How much a No and a Yes can say about a life. Perhaps if more people today asked themselves the question, "what ideals do I have in my life?" and answered sincerely, they would be in a better position to grasp the real value of their lives, and the prospect of real emptiness that may be facing them.
NOTES
[1] Drawn from a new chapter in the latest edition of the author's "Covenanted Happiness".
[2] It is through a process of discovering that one cannot always have one's own way, however much one wants to, a process of having quarrels, making up, giving and taking, that a child gradually learns to share, and so to be a friend, and to make and keep friends.
[3] The Harry Potter series points up a lot of this. At the start Harry, Ron, and Hermione are particular friends. Two boys who "share" the same girl-friend; and one girl who has two boy-friends. Of course, later in the series the relationship changes.
[4] Persons are not meant to be used but to be loved or at least respected; sexual use is one of the worst modes and quickest ways of degrading personal relations.
[5] It is true today that we have become prodigal in kissing almost everyone, even complete strangers. It is also true that signs of affection, once overdone, become banalized. The indiscriminate giving to everyone of very special signs of affection, is either of saints or of people with a superficial sense of human relations.

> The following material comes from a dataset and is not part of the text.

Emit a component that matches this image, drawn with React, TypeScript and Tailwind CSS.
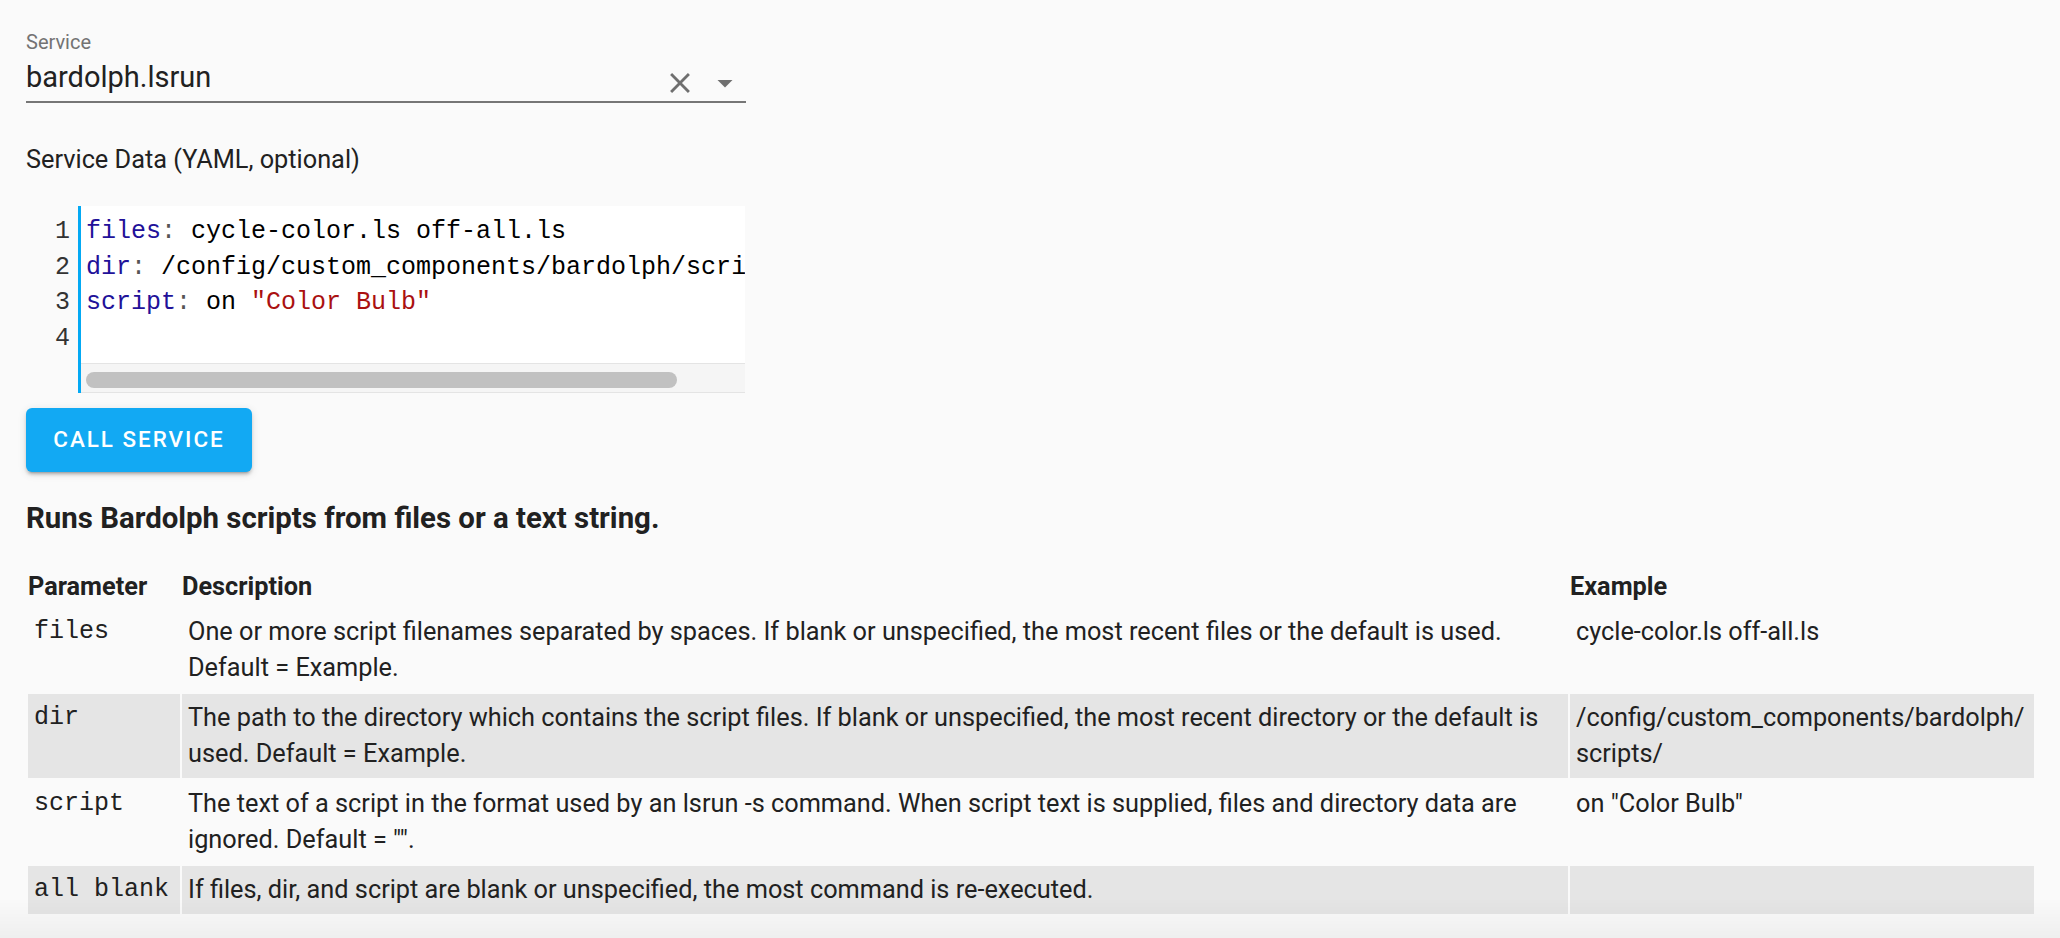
import React from "react";

const Key = ({ children }: { children: React.ReactNode }) => (
  <span className="text-[#221199]">{children}</span>
);
const Colon = () => <span className="text-[#555555]">:</span>;

function CodeEditor() {
  return (
    <div className="mt-[28px] flex w-[719px] font-['Liberation_Mono',monospace] text-[25px]">
      <div className="w-[55px] shrink-0 border-r-[3px] border-[#03a9f4] pr-[8px] pt-[8px] text-right leading-[35.7px] text-[#333333]">
        <div>1</div>
        <div>2</div>
        <div>3</div>
        <div>4</div>
      </div>
      <div className="flex min-w-0 flex-1 flex-col">
        <div className="overflow-hidden whitespace-pre bg-white pb-[6px] pl-[5px] pt-[8px] leading-[35.7px] text-black">
          <div>
            <Key>files</Key>
            <Colon /> cycle-color.ls off-all.ls
          </div>
          <div>
            <Key>dir</Key>
            <Colon /> /config/custom_components/bardolph/scripts/
          </div>
          <div>
            <Key>script</Key>
            <Colon /> on <span className="text-[#aa1111]">"Color Bulb"</span>
          </div>
          <div>&nbsp;</div>
        </div>
        <div className="h-[30px] border-y border-[#e4e4e4] bg-[#f5f5f5] pl-[5px] pt-[8px]">
          <div className="h-[16px] w-[591px] rounded-full bg-[#c1c1c1]" />
        </div>
      </div>
    </div>
  );
}

const rows: { p: string; d: string; e: React.ReactNode; gray: boolean }[] = [
  {
    p: "files",
    d: "One or more script filenames separated by spaces. If blank or unspecified, the most recent files or the default is used. Default = Example.",
    e: "cycle-color.ls off-all.ls",
    gray: false,
  },
  {
    p: "dir",
    d: "The path to the directory which contains the script files. If blank or unspecified, the most recent directory or the default is used. Default = Example.",
    e: (
      <>
        /config/custom_components/bardolph/
        <wbr />
        scripts/
      </>
    ),
    gray: true,
  },
  {
    p: "script",
    d: 'The text of a script in the format used by an lsrun -s command. When script text is supplied, files and directory data are ignored. Default = "".',
    e: 'on "Color Bulb"',
    gray: false,
  },
  {
    p: "all blank",
    d: "If files, dir, and script are blank or unspecified, the most command is re-executed.",
    e: "",
    gray: true,
  },
];

export default function App() {
  return (
    <div className="relative min-h-screen w-full overflow-hidden bg-[#fafafa] font-['Roboto',sans-serif] text-[#212121]">
      <div className="px-[26px] pb-[24px] pt-[32px]">
        {/* Service picker */}
        <div className="w-[720px]">
          <div className="text-[20px] leading-[20px] text-[#737373]">Service</div>
          <div className="mt-[8px] flex h-[34px] items-center">
            <div className="flex-1 text-[29px] leading-[34px] text-[#212121]">bardolph.lsrun</div>
            <svg className="mt-[12px] h-[34px] w-[34px] shrink-0" viewBox="0 0 24 24" fill="#6f6f6f">
              <path d="M19 6.41L17.59 5 12 10.59 6.41 5 5 6.41 10.59 12 5 17.59 6.41 19 12 13.41 17.59 19 19 17.59 13.41 12z" />
            </svg>
            <svg className="ml-[10px] mr-[3px] mt-[12px] h-[36px] w-[36px] shrink-0" viewBox="0 0 24 24" fill="#6f6f6f">
              <path d="M7 10l5 5 5-5z" />
            </svg>
          </div>
          <div className="mt-[7px] h-[2px] bg-[#767676]" />
        </div>

        {/* Service data label */}
        <div className="mt-[39px] text-[25.3px] leading-[36px] text-[#212121]">Service Data (YAML, optional)</div>

        <CodeEditor />

        <button className="mt-[15px] flex h-[64px] w-[226px] items-center justify-center rounded-[6px] bg-[#12a9f3] text-[22.4px] font-medium uppercase tracking-[2px] text-white shadow-[0_4px_2px_-3px_rgba(0,0,0,0.2),0_3px_3px_0_rgba(0,0,0,0.14),0_2px_8px_0_rgba(0,0,0,0.12)]">
          Call Service
        </button>

        <h3 className="mt-[28px] text-[29.4px] font-bold leading-[36px] text-[#212121]">
          Runs Bardolph scripts from files or a text string.
        </h3>

        <table className="mt-[25px] w-[2010px] table-fixed border-separate border-spacing-[2px] text-[25.3px] leading-[36px]">
          <colgroup>
            <col className="w-[152px]" />
            <col className="w-[1386px]" />
            <col className="w-[464px]" />
          </colgroup>
          <thead>
            <tr>
              <th className="pb-[1px] pt-[6px] text-left font-bold">Parameter</th>
              <th className="pb-[1px] pt-[6px] text-left font-bold">Description</th>
              <th className="pb-[1px] pt-[6px] text-left font-bold">Example</th>
            </tr>
          </thead>
          <tbody>
            {rows.map((r) => (
              <tr key={r.p}>
                <td
                  className={`whitespace-nowrap px-[6px] py-[6px] align-top font-['Liberation_Mono',monospace] text-[25px] ${
                    r.gray ? "bg-[#e5e5e5]" : ""
                  }`}
                >
                  {r.p}
                </td>
                <td className={`px-[6px] py-[6px] align-top ${r.gray ? "bg-[#e5e5e5]" : ""}`}>{r.d}</td>
                <td className={`px-[6px] py-[6px] align-top ${r.gray ? "bg-[#e5e5e5]" : ""}`}>{r.e}</td>
              </tr>
            ))}
          </tbody>
        </table>
      </div>
      <div className="pointer-events-none fixed inset-x-0 bottom-0 h-[40px] bg-linear-to-b from-transparent to-black/[0.045]" />
    </div>
  );
}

[6] The latter is what shows a real union between persons. Whoever reduces the sexual relationship to a union of bodies without a union of souls will never marry - or will fail in marriage - , for marriage can only be properly understood and successfully undertaken precisely as a joining of two separate persons in a unity of mutual self-giving, dependence and common undertaking.
[7] "the desire to use another person is fundamentally incompatible with love": Karol Wojtyla: Love and Responsibility, p. 124; "There is a fundamental contradiction between 'loving' and 'using' a person" ibid. p. 231.
[8] "Love consists of a commitment which limits one's freedom - it is a giving of the self, and to give oneself means just that: to limit one's freedom on behalf of another. Limitation of one's freedom might seem to be something negative and unpleasant, but love makes it a positive, joyful and creative thing. Freedom exists for the sake of love. If freedom is not used, is not taken advantage of by love, it becomes a negative thing and gives human beings a feeling of emptiness and unfulfilment" K. Wojtyla: Love and Responsibility, 135.
[9] Psychiatric studies show that the choice to live together, instead of marrying, easily induces deep-rooted anxiety and insecurity: for example, see Nadelson-Notman: "To Marry or Not to Marry: a Choice": American Journal of Psychiatry, 138 (1981), p. 1354.
[10] Karol Wojtyla: Love and Responsibility, 83.
[11] cf. C. Burke: "A Postscript to the 'Remedium Concupiscentiae'", The Thomist 70 (2006): 481-536 (www.cormacburke.or.ke/node/932).
[12] cf. "A Postscript...", p. 525-529.